§ **Source data**:
%%
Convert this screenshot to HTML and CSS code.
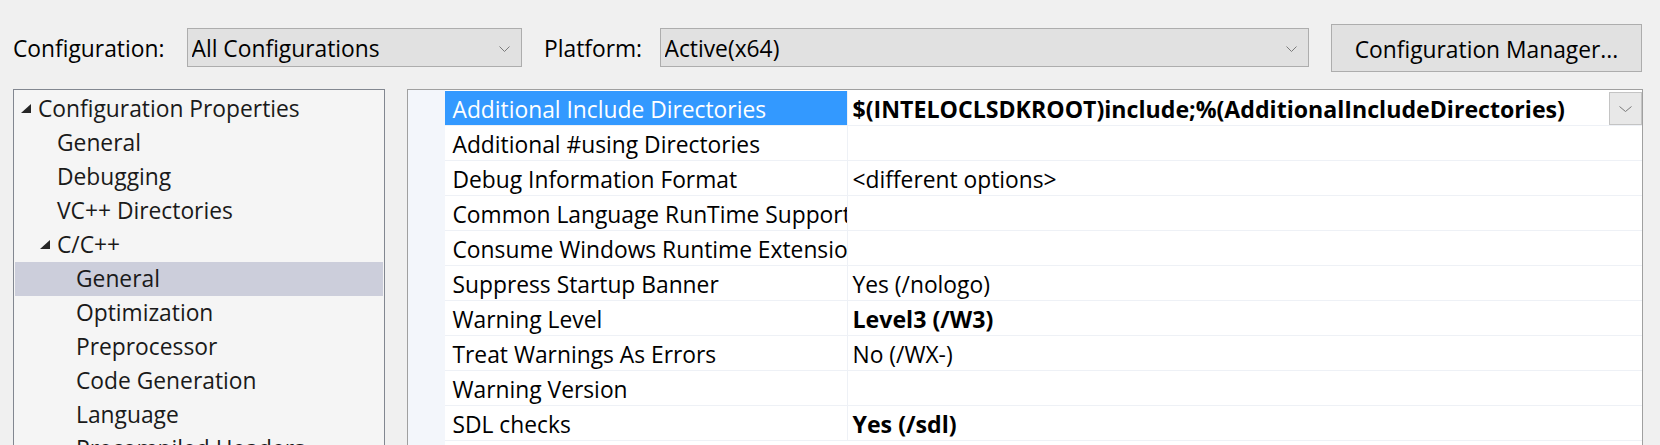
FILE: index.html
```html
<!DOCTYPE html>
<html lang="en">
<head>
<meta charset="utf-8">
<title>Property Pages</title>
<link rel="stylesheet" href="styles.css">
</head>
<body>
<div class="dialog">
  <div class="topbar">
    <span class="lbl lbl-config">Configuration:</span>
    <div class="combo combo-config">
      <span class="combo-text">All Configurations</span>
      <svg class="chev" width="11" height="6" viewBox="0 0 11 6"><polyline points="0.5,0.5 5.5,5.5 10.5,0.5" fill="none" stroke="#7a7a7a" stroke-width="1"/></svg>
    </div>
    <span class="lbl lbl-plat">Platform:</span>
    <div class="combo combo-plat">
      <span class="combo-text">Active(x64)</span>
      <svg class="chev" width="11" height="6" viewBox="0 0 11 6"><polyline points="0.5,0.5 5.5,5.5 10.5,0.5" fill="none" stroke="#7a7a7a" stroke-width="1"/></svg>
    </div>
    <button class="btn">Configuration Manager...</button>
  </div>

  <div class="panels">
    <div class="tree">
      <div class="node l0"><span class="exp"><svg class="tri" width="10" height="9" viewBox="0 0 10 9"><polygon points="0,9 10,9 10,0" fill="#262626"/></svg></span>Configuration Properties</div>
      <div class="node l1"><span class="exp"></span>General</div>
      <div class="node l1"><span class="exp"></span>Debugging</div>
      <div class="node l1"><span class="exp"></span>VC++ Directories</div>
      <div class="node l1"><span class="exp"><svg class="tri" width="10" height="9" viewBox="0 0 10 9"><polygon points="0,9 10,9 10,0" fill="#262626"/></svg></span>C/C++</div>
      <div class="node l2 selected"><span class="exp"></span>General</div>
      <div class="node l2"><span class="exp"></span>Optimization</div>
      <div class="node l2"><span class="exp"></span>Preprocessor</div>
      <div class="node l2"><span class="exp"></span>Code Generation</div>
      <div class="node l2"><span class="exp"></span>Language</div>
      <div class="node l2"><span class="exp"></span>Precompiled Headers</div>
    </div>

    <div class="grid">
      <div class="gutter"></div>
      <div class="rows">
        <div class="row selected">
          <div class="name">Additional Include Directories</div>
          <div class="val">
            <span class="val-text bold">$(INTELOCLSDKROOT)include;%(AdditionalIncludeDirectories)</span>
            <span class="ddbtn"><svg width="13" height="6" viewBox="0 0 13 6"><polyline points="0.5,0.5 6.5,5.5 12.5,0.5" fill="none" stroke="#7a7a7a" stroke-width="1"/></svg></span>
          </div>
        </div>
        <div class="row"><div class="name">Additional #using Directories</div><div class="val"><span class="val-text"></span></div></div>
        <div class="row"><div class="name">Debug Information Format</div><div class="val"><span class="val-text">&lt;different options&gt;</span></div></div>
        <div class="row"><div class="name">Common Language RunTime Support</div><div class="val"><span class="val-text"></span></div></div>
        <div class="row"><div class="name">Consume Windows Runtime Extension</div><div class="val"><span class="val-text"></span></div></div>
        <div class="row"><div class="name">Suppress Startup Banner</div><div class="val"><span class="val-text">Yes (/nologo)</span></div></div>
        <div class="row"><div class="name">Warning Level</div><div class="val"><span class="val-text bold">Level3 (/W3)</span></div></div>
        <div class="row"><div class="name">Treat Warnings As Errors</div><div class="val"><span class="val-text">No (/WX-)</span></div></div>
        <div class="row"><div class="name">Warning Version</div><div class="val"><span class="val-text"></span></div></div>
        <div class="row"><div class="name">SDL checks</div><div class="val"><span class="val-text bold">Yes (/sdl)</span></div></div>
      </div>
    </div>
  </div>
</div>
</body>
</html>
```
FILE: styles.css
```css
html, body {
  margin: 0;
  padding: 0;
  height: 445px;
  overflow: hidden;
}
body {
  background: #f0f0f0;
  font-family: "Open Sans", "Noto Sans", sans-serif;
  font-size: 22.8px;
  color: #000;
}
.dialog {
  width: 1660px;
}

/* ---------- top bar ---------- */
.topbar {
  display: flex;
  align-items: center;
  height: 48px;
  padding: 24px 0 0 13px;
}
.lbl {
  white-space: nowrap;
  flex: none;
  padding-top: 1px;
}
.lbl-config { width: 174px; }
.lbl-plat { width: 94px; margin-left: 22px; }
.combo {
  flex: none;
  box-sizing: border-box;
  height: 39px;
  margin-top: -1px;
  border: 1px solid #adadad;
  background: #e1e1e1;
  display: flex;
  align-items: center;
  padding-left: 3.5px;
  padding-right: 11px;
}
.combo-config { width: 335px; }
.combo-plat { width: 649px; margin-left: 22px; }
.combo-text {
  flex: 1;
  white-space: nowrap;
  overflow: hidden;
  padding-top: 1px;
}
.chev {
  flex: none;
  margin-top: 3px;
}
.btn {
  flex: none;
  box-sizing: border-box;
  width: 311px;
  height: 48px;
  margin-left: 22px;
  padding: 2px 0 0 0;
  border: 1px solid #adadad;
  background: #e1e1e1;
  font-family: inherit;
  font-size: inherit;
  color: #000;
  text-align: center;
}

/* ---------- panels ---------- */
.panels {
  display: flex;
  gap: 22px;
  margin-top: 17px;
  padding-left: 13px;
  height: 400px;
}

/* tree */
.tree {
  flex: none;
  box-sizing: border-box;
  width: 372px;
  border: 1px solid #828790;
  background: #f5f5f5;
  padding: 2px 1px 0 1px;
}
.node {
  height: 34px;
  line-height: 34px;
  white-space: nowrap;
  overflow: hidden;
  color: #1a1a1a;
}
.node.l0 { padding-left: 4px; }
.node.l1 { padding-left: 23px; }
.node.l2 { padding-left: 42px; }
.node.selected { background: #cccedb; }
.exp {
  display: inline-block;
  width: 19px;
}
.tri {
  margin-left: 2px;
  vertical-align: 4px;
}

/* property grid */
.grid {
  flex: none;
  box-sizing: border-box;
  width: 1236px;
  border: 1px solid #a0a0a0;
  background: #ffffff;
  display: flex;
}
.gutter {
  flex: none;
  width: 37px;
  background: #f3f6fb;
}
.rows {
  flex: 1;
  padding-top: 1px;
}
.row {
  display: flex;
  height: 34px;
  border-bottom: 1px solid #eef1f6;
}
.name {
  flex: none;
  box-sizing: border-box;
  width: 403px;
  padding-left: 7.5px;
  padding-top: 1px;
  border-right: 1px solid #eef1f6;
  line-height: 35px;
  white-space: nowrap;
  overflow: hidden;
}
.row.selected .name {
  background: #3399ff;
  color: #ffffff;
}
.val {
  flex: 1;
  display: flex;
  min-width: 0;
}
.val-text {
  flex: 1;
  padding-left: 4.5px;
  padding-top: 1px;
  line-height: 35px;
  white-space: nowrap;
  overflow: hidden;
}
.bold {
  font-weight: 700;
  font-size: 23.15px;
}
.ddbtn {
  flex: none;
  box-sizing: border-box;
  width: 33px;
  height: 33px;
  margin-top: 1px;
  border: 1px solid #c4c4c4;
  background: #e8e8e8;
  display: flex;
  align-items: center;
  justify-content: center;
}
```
%%
Give back the whole listing as it stands, minus its pictures.

§ **Complete response**:
Convert this screenshot to HTML and CSS code.
FILE: index.html
```html
<!DOCTYPE html>
<html lang="en">
<head>
<meta charset="utf-8">
<title>Property Pages</title>
<link rel="stylesheet" href="styles.css">
</head>
<body>
<div class="dialog">
  <div class="topbar">
    <span class="lbl lbl-config">Configuration:</span>
    <div class="combo combo-config">
      <span class="combo-text">All Configurations</span>
      <svg class="chev" width="11" height="6" viewBox="0 0 11 6"><polyline points="0.5,0.5 5.5,5.5 10.5,0.5" fill="none" stroke="#7a7a7a" stroke-width="1"/></svg>
    </div>
    <span class="lbl lbl-plat">Platform:</span>
    <div class="combo combo-plat">
      <span class="combo-text">Active(x64)</span>
      <svg class="chev" width="11" height="6" viewBox="0 0 11 6"><polyline points="0.5,0.5 5.5,5.5 10.5,0.5" fill="none" stroke="#7a7a7a" stroke-width="1"/></svg>
    </div>
    <button class="btn">Configuration Manager...</button>
  </div>

  <div class="panels">
    <div class="tree">
      <div class="node l0"><span class="exp"><svg class="tri" width="10" height="9" viewBox="0 0 10 9"><polygon points="0,9 10,9 10,0" fill="#262626"/></svg></span>Configuration Properties</div>
      <div class="node l1"><span class="exp"></span>General</div>
      <div class="node l1"><span class="exp"></span>Debugging</div>
      <div class="node l1"><span class="exp"></span>VC++ Directories</div>
      <div class="node l1"><span class="exp"><svg class="tri" width="10" height="9" viewBox="0 0 10 9"><polygon points="0,9 10,9 10,0" fill="#262626"/></svg></span>C/C++</div>
      <div class="node l2 selected"><span class="exp"></span>General</div>
      <div class="node l2"><span class="exp"></span>Optimization</div>
      <div class="node l2"><span class="exp"></span>Preprocessor</div>
      <div class="node l2"><span class="exp"></span>Code Generation</div>
      <div class="node l2"><span class="exp"></span>Language</div>
      <div class="node l2"><span class="exp"></span>Precompiled Headers</div>
    </div>

    <div class="grid">
      <div class="gutter"></div>
      <div class="rows">
        <div class="row selected">
          <div class="name">Additional Include Directories</div>
          <div class="val">
            <span class="val-text bold">$(INTELOCLSDKROOT)include;%(AdditionalIncludeDirectories)</span>
            <span class="ddbtn"><svg width="13" height="6" viewBox="0 0 13 6"><polyline points="0.5,0.5 6.5,5.5 12.5,0.5" fill="none" stroke="#7a7a7a" stroke-width="1"/></svg></span>
          </div>
        </div>
        <div class="row"><div class="name">Additional #using Directories</div><div class="val"><span class="val-text"></span></div></div>
        <div class="row"><div class="name">Debug Information Format</div><div class="val"><span class="val-text">&lt;different options&gt;</span></div></div>
        <div class="row"><div class="name">Common Language RunTime Support</div><div class="val"><span class="val-text"></span></div></div>
        <div class="row"><div class="name">Consume Windows Runtime Extension</div><div class="val"><span class="val-text"></span></div></div>
        <div class="row"><div class="name">Suppress Startup Banner</div><div class="val"><span class="val-text">Yes (/nologo)</span></div></div>
        <div class="row"><div class="name">Warning Level</div><div class="val"><span class="val-text bold">Level3 (/W3)</span></div></div>
        <div class="row"><div class="name">Treat Warnings As Errors</div><div class="val"><span class="val-text">No (/WX-)</span></div></div>
        <div class="row"><div class="name">Warning Version</div><div class="val"><span class="val-text"></span></div></div>
        <div class="row"><div class="name">SDL checks</div><div class="val"><span class="val-text bold">Yes (/sdl)</span></div></div>
      </div>
    </div>
  </div>
</div>
</body>
</html>
```
FILE: styles.css
```css
html, body {
  margin: 0;
  padding: 0;
  height: 445px;
  overflow: hidden;
}
body {
  background: #f0f0f0;
  font-family: "Open Sans", "Noto Sans", sans-serif;
  font-size: 22.8px;
  color: #000;
}
.dialog {
  width: 1660px;
}

/* ---------- top bar ---------- */
.topbar {
  display: flex;
  align-items: center;
  height: 48px;
  padding: 24px 0 0 13px;
}
.lbl {
  white-space: nowrap;
  flex: none;
  padding-top: 1px;
}
.lbl-config { width: 174px; }
.lbl-plat { width: 94px; margin-left: 22px; }
.combo {
  flex: none;
  box-sizing: border-box;
  height: 39px;
  margin-top: -1px;
  border: 1px solid #adadad;
  background: #e1e1e1;
  display: flex;
  align-items: center;
  padding-left: 3.5px;
  padding-right: 11px;
}
.combo-config { width: 335px; }
.combo-plat { width: 649px; margin-left: 22px; }
.combo-text {
  flex: 1;
  white-space: nowrap;
  overflow: hidden;
  padding-top: 1px;
}
.chev {
  flex: none;
  margin-top: 3px;
}
.btn {
  flex: none;
  box-sizing: border-box;
  width: 311px;
  height: 48px;
  margin-left: 22px;
  padding: 2px 0 0 0;
  border: 1px solid #adadad;
  background: #e1e1e1;
  font-family: inherit;
  font-size: inherit;
  color: #000;
  text-align: center;
}

/* ---------- panels ---------- */
.panels {
  display: flex;
  gap: 22px;
  margin-top: 17px;
  padding-left: 13px;
  height: 400px;
}

/* tree */
.tree {
  flex: none;
  box-sizing: border-box;
  width: 372px;
  border: 1px solid #828790;
  background: #f5f5f5;
  padding: 2px 1px 0 1px;
}
.node {
  height: 34px;
  line-height: 34px;
  white-space: nowrap;
  overflow: hidden;
  color: #1a1a1a;
}
.node.l0 { padding-left: 4px; }
.node.l1 { padding-left: 23px; }
.node.l2 { padding-left: 42px; }
.node.selected { background: #cccedb; }
.exp {
  display: inline-block;
  width: 19px;
}
.tri {
  margin-left: 2px;
  vertical-align: 4px;
}

/* property grid */
.grid {
  flex: none;
  box-sizing: border-box;
  width: 1236px;
  border: 1px solid #a0a0a0;
  background: #ffffff;
  display: flex;
}
.gutter {
  flex: none;
  width: 37px;
  background: #f3f6fb;
}
.rows {
  flex: 1;
  padding-top: 1px;
}
.row {
  display: flex;
  height: 34px;
  border-bottom: 1px solid #eef1f6;
}
.name {
  flex: none;
  box-sizing: border-box;
  width: 403px;
  padding-left: 7.5px;
  padding-top: 1px;
  border-right: 1px solid #eef1f6;
  line-height: 35px;
  white-space: nowrap;
  overflow: hidden;
}
.row.selected .name {
  background: #3399ff;
  color: #ffffff;
}
.val {
  flex: 1;
  display: flex;
  min-width: 0;
}
.val-text {
  flex: 1;
  padding-left: 4.5px;
  padding-top: 1px;
  line-height: 35px;
  white-space: nowrap;
  overflow: hidden;
}
.bold {
  font-weight: 700;
  font-size: 23.15px;
}
.ddbtn {
  flex: none;
  box-sizing: border-box;
  width: 33px;
  height: 33px;
  margin-top: 1px;
  border: 1px solid #c4c4c4;
  background: #e8e8e8;
  display: flex;
  align-items: center;
  justify-content: center;
}
```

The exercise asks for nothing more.